|Many of us hold on to our beliefs about the way things should be even when doing this makes us feel worse. Thoughts arise in our minds justifying our position. I recently watched a movie that brought this home to me. The main character, Jordan, was developing a relationship with a divorced woman whom he really liked. Then he discovers that she is still occasionally seeing her ex-husband. Even though the man’s relationship with her is just beginning, he feels betrayed and he breaks things off, telling himself that he could never be with someone who does this.
He then ruminates about how bad his situation is, despite another friend pointing out to him that it was his decision to break things off, and that it is his choice whether to continue to feel slighted and miserable, or to let go of his belief that he could never have a relationship with a woman who continues to see her ex and maybe be happier. The friend tell him “It takes courage to be happy”. Ultimately Jordan recognizes that it is his fear of heartbreak, of being hurt again, that prevents him from pursuing the relationship. He decides to summon the courage to give it another try, rather than deciding it was over before it had even really gotten started.

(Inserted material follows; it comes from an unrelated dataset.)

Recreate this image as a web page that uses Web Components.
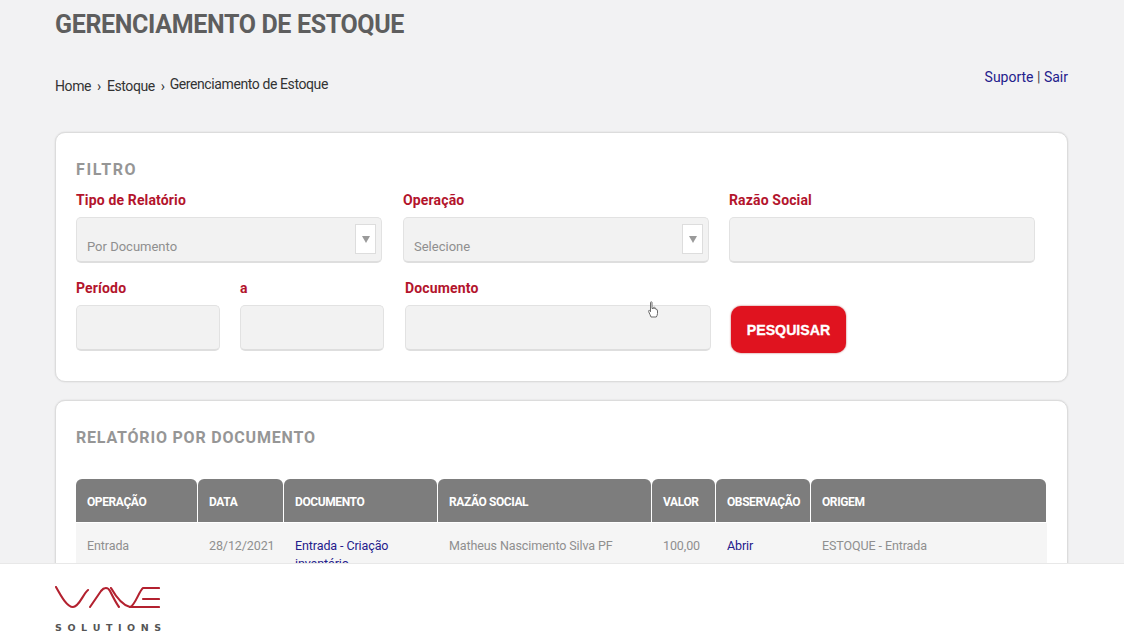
<!DOCTYPE html>
<html lang="pt-BR">
<head>
<meta charset="utf-8">
<title>Gerenciamento de Estoque</title>
<style>
  html, body { margin: 0; height: 100%; overflow: hidden; background: #f2f2f3; }
  body { font-family: Roboto, "DejaVu Sans", sans-serif; }
</style>
</head>
<body>
<stock-page>
  <page-top></page-top>
  <panel-card heading="FILTRO" style="height:250px;--head-top:27px;--head-gap:11px;--head-ls:1.6px">
    <filter-form></filter-form>
  </panel-card>
  <panel-card heading="RELATÓRIO POR DOCUMENTO" style="height:300px;--head-top:27px;--head-gap:31px;--head-ls:.8px">
    <report-table></report-table>
  </panel-card>
</stock-page>
<hand-cursor></hand-cursor>
<wave-footer></wave-footer>

<script>
class StockPage extends HTMLElement {
  connectedCallback () {
    this.attachShadow({mode: 'open'}).innerHTML = `
      <style>
        :host { display: flex; flex-direction: column; gap: 18px; padding: 0 56px 0 55px; }
      </style>
      <slot></slot>
    `;
  }
}

class PageTop extends HTMLElement {
  connectedCallback () {
    this.attachShadow({mode: 'open'}).innerHTML = `
      <style>
        :host { display: block; height: 114px; }
        h1 { margin: 0; padding-top: 9px; font-size: 25px; line-height: 32px; font-weight: 700; letter-spacing: -.35px; color: #5e5e5e; white-space: nowrap; }
        .line { display: flex; justify-content: space-between; margin-top: 35px; font-size: 14px; line-height: 18px; color: #333; }
        .crumbs { display: flex; gap: 6px; padding-top: 1px; letter-spacing: -.4px; }
        .crumbs .last { margin-top: -2px; margin-left: -1px; }
        .links { margin-top: -8px; color: #24208c; }
        .links i { font-style: normal; color: #444; }
      </style>
      <h1>GERENCIAMENTO DE ESTOQUE</h1>
      <div class="line">
        <div class="crumbs">
          <span>Home</span><span>›</span><span>Estoque</span><span>›</span><span class="last">Gerenciamento de Estoque</span>
        </div>
        <div class="links">Suporte <i>|</i> Sair</div>
      </div>
    `;
  }
}

class PanelCard extends HTMLElement {
  connectedCallback () {
    this.attachShadow({mode: 'open'}).innerHTML = `
      <style>
        :host { display: block; box-sizing: border-box; background: #fff; border: 1px solid #dcdcdc; border-radius: 10px; padding: var(--head-top) 20px 0; box-shadow: 0 0 2px rgba(0,0,0,0.12); }
        h2 { margin: 0 0 var(--head-gap); font-size: 16px; line-height: 20px; font-weight: 700; letter-spacing: var(--head-ls); color: #969696; }
      </style>
      <h2>${this.getAttribute('heading')}</h2>
      <slot></slot>
    `;
  }
}

class FormField extends HTMLElement {
  connectedCallback () {
    let value = this.getAttribute('value') || '';
    let arrow = this.hasAttribute('select') ? '<span class="arrow"><svg width="8" height="7" viewBox="0 0 8 7"><path d="M0 0h8L4 7z" fill="#9a9a9a"/></svg></span>' : '';
    this.attachShadow({mode: 'open'}).innerHTML = `
      <style>
        :host { display: block; width: 306px; }
        label { display: block; height: 18px; font-size: 14px; line-height: 19px; font-weight: 700; letter-spacing: .15px; color: #b3142c; white-space: nowrap; }
        .box { position: relative; box-sizing: border-box; height: 46px; margin-top: 8px; padding: 20px 10px 0; background: #f2f2f2; border: 1px solid #e2e2e2; border-bottom: 2px solid #dedede; border-radius: 5px; font-size: 13px; line-height: 18px; color: #8f8f8f; }
        .arrow { position: absolute; top: 6px; right: 5px; width: 21px; height: 30px; display: flex; align-items: center; justify-content: center; background: #fff; border: 1px solid #ddd; box-sizing: border-box; }
      </style>
      <label>${this.getAttribute('label')}</label>
      <div class="box">${value}${arrow}</div>
    `;
  }
}

class FilterForm extends HTMLElement {
  connectedCallback () {
    this.attachShadow({mode: 'open'}).innerHTML = `
      <style>
        :host { display: block; }
        .row { display: flex; gap: 20px; }
        .first form-field:nth-child(2) { margin-left: 1px; }
        .second { margin-top: 16px; }
        .second form-field:nth-child(3) { margin-left: 1px; }
        .short { width: 144px; }
        button { align-self: flex-end; width: 115px; height: 47px; margin-bottom: -2px; padding: 0; border: 0; border-radius: 10px; background: #e0131f; box-shadow: 0 0 2px rgba(160,0,0,.7); color: #fff; font-family: "Liberation Sans", sans-serif; font-size: 14.2px; font-weight: 700; -webkit-text-stroke: .3px #fff; }
      </style>
      <div class="row first">
        <form-field label="Tipo de Relatório" value="Por Documento" select></form-field>
        <form-field label="Operação" value="Selecione" select></form-field>
        <form-field label="Razão Social"></form-field>
      </div>
      <div class="row second">
        <form-field class="short" label="Período"></form-field>
        <form-field class="short" label="a"></form-field>
        <form-field label="Documento"></form-field>
        <button type="button">PESQUISAR</button>
      </div>
    `;
  }
}

class ReportTable extends HTMLElement {
  connectedCallback () {
    let cols = [
      ['OPERAÇÃO', 'Entrada', 121],
      ['DATA', '28/12/2021', 85],
      ['DOCUMENTO', '<a>Entrada - Criação inventário</a>', 153],
      ['RAZÃO SOCIAL', 'Matheus Nascimento Silva PF', 213],
      ['VALOR', '100,00', 63],
      ['OBSERVAÇÃO', '<a>Abrir</a>', 94],
      ['ORIGEM', 'ESTOQUE - Entrada', 235]
    ];
    let grid = cols.map(c => c[2] + 'px').join(' ');
    this.attachShadow({mode: 'open'}).innerHTML = `
      <style>
        :host { display: block; width: 970px; }
        .grid { display: grid; grid-template-columns: ${grid}; column-gap: 1px; }
        .th { box-sizing: border-box; height: 43px; display: flex; align-items: center; padding: 3px 11px 0; background: #7d7d7d; border-radius: 6px 6px 0 0; color: #fff; font-size: 12px; font-weight: 700; letter-spacing: -.4px; white-space: nowrap; }
        .td { box-sizing: border-box; margin-top: 1px; padding: 14px 11px 10px; background: #f5f5f5; margin-right: -1px; color: #8f8f8f; font-size: 12.5px; letter-spacing: -.1px; line-height: 18px; }
        a { color: #24208c; }
      </style>
      <div class="grid">
        ${cols.map(c => `<div class="th">${c[0]}</div>`).join('')}
        ${cols.map(c => `<div class="td">${c[1]}</div>`).join('')}
      </div>
    `;
  }
}

/* mouse pointer that is visible in the capture */
class HandCursor extends HTMLElement {
  connectedCallback () {
    this.attachShadow({mode: 'open'}).innerHTML = `
      <style>
        :host { position: fixed; left: 648px; top: 301px; width: 10px; height: 17px; }
        svg { display: block; }
      </style>
      <svg width="10" height="17" viewBox="0 0 10 17" fill="#fff" stroke="#6a6a6a" stroke-width="1" stroke-linejoin="round">
        <path d="M2.5 1.5C2.5.5 4 .5 4 1.5V7.5H5.5V6.5C5.5 6 6.8 6 6.8 6.5V8C7 7.2 8.2 7.2 8.2 8V9C8.4 8.5 9.5 8.5 9.5 9.2V12.5C9.5 14 8.8 15 8.3 16H3C2.4 14.5 1.5 12.5.6 10.5C.2 9.5 1.2 9 1.8 9.6L2.5 10.8Z"/>
      </svg>
    `;
  }
}

class WaveFooter extends HTMLElement {
  connectedCallback () {
    this.attachShadow({mode: 'open'}).innerHTML = `
      <style>
        :host { position: fixed; left: 0; right: 0; bottom: 0; box-sizing: border-box; height: 79px; padding: 22px 0 0 55px; background: #fff; border-top: 1px solid #e8e8e8; }
        svg { display: block; }
        .sub { margin-top: 13px; width: 106px; display: flex; justify-content: space-between; font-family: "DejaVu Sans", sans-serif; font-size: 9.5px; line-height: 10px; font-weight: 700; color: #555; }
      </style>
      <svg width="105" height="24" viewBox="0 0 105 24" fill="none" stroke="#b3212f" stroke-width="2.1" stroke-linecap="round">
        <path d="M1 1C6 10 12 21 18 21C24 21 28 8 33 4"/>
        <path d="M35 21L46 5C49 1 53 1 55 5C58 11 61 17 64 21"/>
        <path d="M56 2C60 9 66 19 75 21C80 20 84 5 88 2H104"/>
        <path d="M75 21H104M88 13H104"/>
      </svg>
      <div class="sub"><span>S</span><span>O</span><span>L</span><span>U</span><span>T</span><span>I</span><span>O</span><span>N</span><span>S</span></div>
    `;
  }
}

window.customElements.define('stock-page', StockPage);
window.customElements.define('page-top', PageTop);
window.customElements.define('panel-card', PanelCard);
window.customElements.define('form-field', FormField);
window.customElements.define('filter-form', FilterForm);
window.customElements.define('report-table', ReportTable);
window.customElements.define('hand-cursor', HandCursor);
window.customElements.define('wave-footer', WaveFooter);
</script>
</body>
</html>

“It takes courage to be happy”. I think this often describes situations we find ourselves in like the one in the movie. Our beliefs about the way things should be affect the ways we see our situations and we can easily get caught up in justifying our reactions. When we notice this happening, we can respond with curiosity rather than judgment. In the movie, Jordan initially judges his female acquaintance and her behavior and breaks things off with her. With the help of his friend, he becomes more curious about his reaction, and comes to the realization that it is arising from his fear of being hurt. It took courage both to be curious and open to other explanations, especially when they were about him rather than the other person, and it took courage to act on this recognition, to be willing to pursue a relationship that brought him happiness even if he might ultimately experience the hurt of separation again.
This type of exploration can be part of our mindfulness practice. When we notice a strong reaction to something someone else has done, we can notice the story we tell ourselves about what happened, and become aware of the “shoulds” that arise. For instance, we might notice the thought “my partner should appreciate all that I do for them more”. This thought could quickly lead to a whole litany of perceived slights, and before we know it we’re feeling miserable, and may then react to our partner in a way that just escalates the situation, resulting in our feeling even worse.
An alternative response might be to notice the “should” with curiosity, wondering why we feel we should be appreciated more. It can take courage to do this, because this exploration can involve acknowledging how much our reaction is about us and not the other person, and also because it sometimes leads to recognizing the role past trauma has had on how we view things. If we do have some insight into our beliefs about being appreciated, as Jordan did with regard to experiencing past heartbreak and fearing more, we can notice where we feel it in the body, just being with what arises with curiosity. This is not about fixing anything or changing anything, but rather just noticing “this is fear of heartbreak” and responding with kindness and compassion for our own experience. This can be hard and also requires courage. And recognizing this, we may choose to respond differently, which can also take courage. Instead of getting upset with our partner for their lack of appreciation, we might share what we learned, perhaps that we feel the need for appreciation because no matter how hard we worked as a child we didn’t receive any. In recognizing and acknowledging this we may find that our partner responds differently, and also that being appreciated, while still nice, doesn’t matter quite so much anymore.